Flattening the dataset using a lambda that (again) batches the data in windows results in a somewhat simpler element consistig of a Tensor(Spec). But again, the shape of the data is lost. 

In [29]:
ds = ds.batch(2)
print(ds.element_spec)

TensorSpec(shape=(None, None, None), dtype=tf.int32, name=None)


A final step is typically batching the data so that the dataset pipeline will feed batches of data into. Note that the shape of the data remains "lost" which is consufing when trying to feed this data into a Dense layer, which requires the input_size to be defined.

I was puzzled why the shape of the data was getting lost, as an iteration through the elements clearly showed that the dataset could know the shape.
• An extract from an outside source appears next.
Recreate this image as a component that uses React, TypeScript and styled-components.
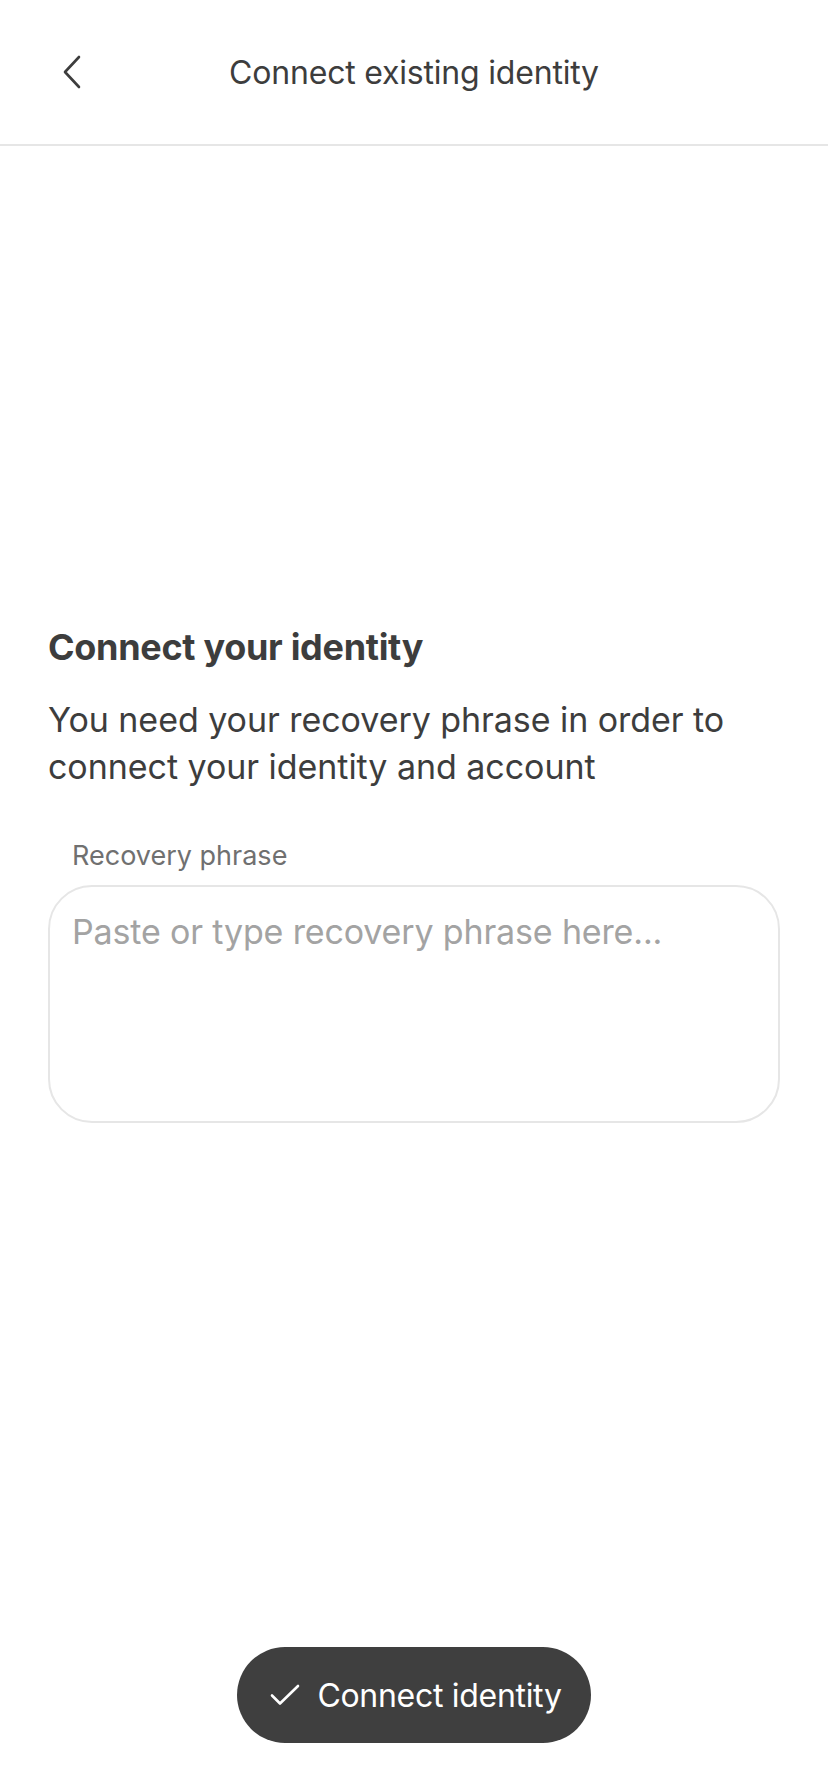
import React from "react";
import styled, { createGlobalStyle } from "styled-components";

const GlobalStyle = createGlobalStyle`
  html, body {
    margin: 0;
    padding: 0;
    background: #ffffff;
  }
  body {
    font-family: Inter, "Noto Sans", "Liberation Sans", sans-serif;
    color: #3d3d3d;
    -webkit-font-smoothing: antialiased;
  }
  * { box-sizing: border-box; }
`;

const Page = styled.div`
  width: 828px;
  min-height: 1792px;
  display: flex;
  flex-direction: column;
  background: #ffffff;
`;

const Header = styled.header`
  position: relative;
  height: 146px;
  display: flex;
  align-items: center;
  justify-content: center;
  border-bottom: 2px solid #e6e6e6;
`;

const BackButton = styled.button`
  position: absolute;
  left: 52px;
  top: 50%;
  transform: translateY(-50%);
  width: 40px;
  height: 48px;
  padding: 0;
  border: none;
  background: transparent;
  display: flex;
  align-items: center;
  justify-content: center;
  color: #3d3d3d;
  cursor: pointer;
`;

const Title = styled.h1`
  margin: 0;
  font-size: 32px;
  font-weight: 400;
  letter-spacing: -0.2px;
  color: #3d3d3d;
`;

const Main = styled.main`
  flex: 1;
  display: flex;
  flex-direction: column;
  padding: 478px 48px 0;
`;

const Heading = styled.h2`
  margin: 0;
  font-size: 36px;
  font-weight: 700;
  letter-spacing: -0.3px;
  line-height: 46px;
  color: #3d3d3d;
`;

const Description = styled.p`
  margin: 26px 0 0;
  font-size: 34px;
  font-weight: 400;
  letter-spacing: -0.05px;
  line-height: 47px;
  color: #3d3d3d;
`;

const Field = styled.label`
  margin-top: 50px;
  display: flex;
  flex-direction: column;
  gap: 13px;
`;

const FieldLabel = styled.span`
  padding-left: 24px;
  font-size: 27px;
  line-height: 32px;
  letter-spacing: 0;
  color: #707070;
`;

const PhraseInput = styled.textarea`
  width: 100%;
  height: 238px;
  resize: none;
  border: 2px solid #e6e6e6;
  border-radius: 44px;
  padding: 22px 22px;
  font-family: inherit;
  font-size: 34px;
  line-height: 46px;
  letter-spacing: -0.15px;
  color: #3d3d3d;
  outline: none;
  &::placeholder {
    color: #a3a3a3;
  }
`;

const Footer = styled.footer`
  display: flex;
  justify-content: center;
  padding: 0 0 49px;
`;

const PrimaryButton = styled.button`
  height: 96px;
  padding: 0 29px 0 33px;
  border: none;
  border-radius: 48px;
  background: #3f3f3f;
  color: #ffffff;
  display: flex;
  align-items: center;
  gap: 17px;
  font-family: inherit;
  font-size: 32px;
  font-weight: 400;
  letter-spacing: -0.3px;
  cursor: pointer;
`;

const ChevronLeft = () => (
  <svg width="22" height="34" viewBox="0 0 22 34" fill="none">
    <path
      d="M18 2 L4 17 L18 32"
      stroke="currentColor"
      strokeWidth="2.6"
      strokeLinecap="round"
      strokeLinejoin="round"
    />
  </svg>
);

const CheckIcon = () => (
  <svg width="30" height="24" viewBox="0 0 30 24" fill="none">
    <path
      d="M2 12.5 L10 20.5 L28 3"
      stroke="currentColor"
      strokeWidth="2.6"
      strokeLinecap="round"
      strokeLinejoin="round"
    />
  </svg>
);

export default function App() {
  return (
    <>
      <GlobalStyle />
      <Page>
        <Header>
          <BackButton aria-label="Back">
            <ChevronLeft />
          </BackButton>
          <Title>Connect existing identity</Title>
        </Header>
        <Main>
          <Heading>Connect your identity</Heading>
          <Description>
            You need your recovery phrase in order to connect your identity and
            account
          </Description>
          <Field>
            <FieldLabel>Recovery phrase</FieldLabel>
            <PhraseInput placeholder="Paste or type recovery phrase here..." />
          </Field>
        </Main>
        <Footer>
          <PrimaryButton>
            <CheckIcon />
            Connect identity
          </PrimaryButton>
        </Footer>
      </Page>
    </>
  );
}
But then I realised that the Dataset upfront doesn't "have" the data and only gets it while iterating. And the 2 batch() calls made on the data as part of the pipeline were made without specifying the drop_remainder=True, meaning the Dataset had no way of knowing upfront if it would end up with partial windows, and hence no way of knowing the data shape. Note: we know of course that there are no partial windows, but the Dataset does not.

In [30]:
ds = tf.data.Dataset.from_tensor_slices(series)
ds = ds.window(WINDOW_SIZE + 1, shift=1, drop_remainder=True)
ds = ds.flat_map(lambda w: w.batch(WINDOW_SIZE + 1, drop_remainder=True))
print(ds)
ds = ds.batch(2, drop_remainder=True)
print(ds)



<FlatMapDataset shapes: (4,), types: tf.int32>
<BatchDataset shapes: (2, 4), types: tf.int32>


Adding the drop_remainder=True to the 2 batch() calls clearly resolves the problem and allows the Dataset to know the shape of the data. I found this much easier to feed into the neural network Dense layer now.